Palma Violets quietly split in 2016 after releasing two albums, 2013’s ‘180’ and 2015’s ‘Danger In The Club’, on Rough Trade. Bassist and singer Chili Jesson has since been performing live with his new band Crewel Intentions.
Now, the band’s Sam Fryer, Will Doyle, and Peter Mayhew have teamed up with The Big Moon’s Celia Archer, plus guitarist Adam Brown as Gently Tender. In a press release, Fryer said ‘2 Chords Good’ was based on a conversation he’d had with his friend Juliette in a west London pub in 2016.
“The song is essentially me replaying that moment in my mind, and almost kicking myself about my average and weak response [“Probably yeah”] to her question, ‘Are you going to put some more chords on your new album?’” he said. “The song is me talking to myself … and making excuses like I was feeling ‘kinda stressed that day.'”
He continued: “I had been suffering with anxiety at the time of the meeting, but as I gradually formulate what the answer should have been, I cultivate pictures in my mind of visions and scenes that move me; memories of ‘golden evenings’ and ‘sunlit canals’ and songs that I have loved.”
Fryer spoke to Beats 1’s Matt Wilkinson earlier this week about Palma Violets’ split. “About 2 years ago Palma violets decided to call it quits,” he said. “We didn’t fall out or anything like that, we just changed as people. We were 18 years old when we started the band and everything’s quite easy to get on the same page, write the same kind of music all the time – whereas when you hit 24, after 5 years of touring, I think you just become different people and we just moved on.”
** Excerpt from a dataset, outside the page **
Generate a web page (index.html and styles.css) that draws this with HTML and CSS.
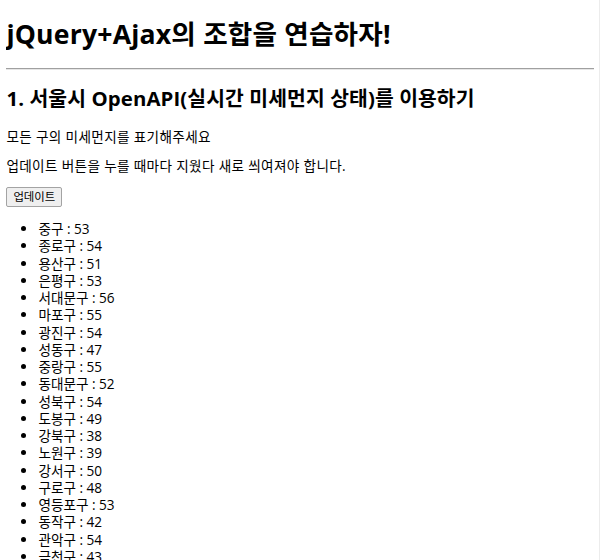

‘2 Chords Good’ will be released on “extremely limited” 7-inch vinyl via Big Score and is available for pre-order now. You can listen to the track above. The band will make their first official live appearance on September 26 when they play London’s The Lexington.
Earlier this year, The Big Moon told NME work was underway on their second album, but they weren’t sure what direction it was going to take at present. Asked when people would be able to hear the record, Archer said: “Probably not until late this year, early next year. There’s lots to do.”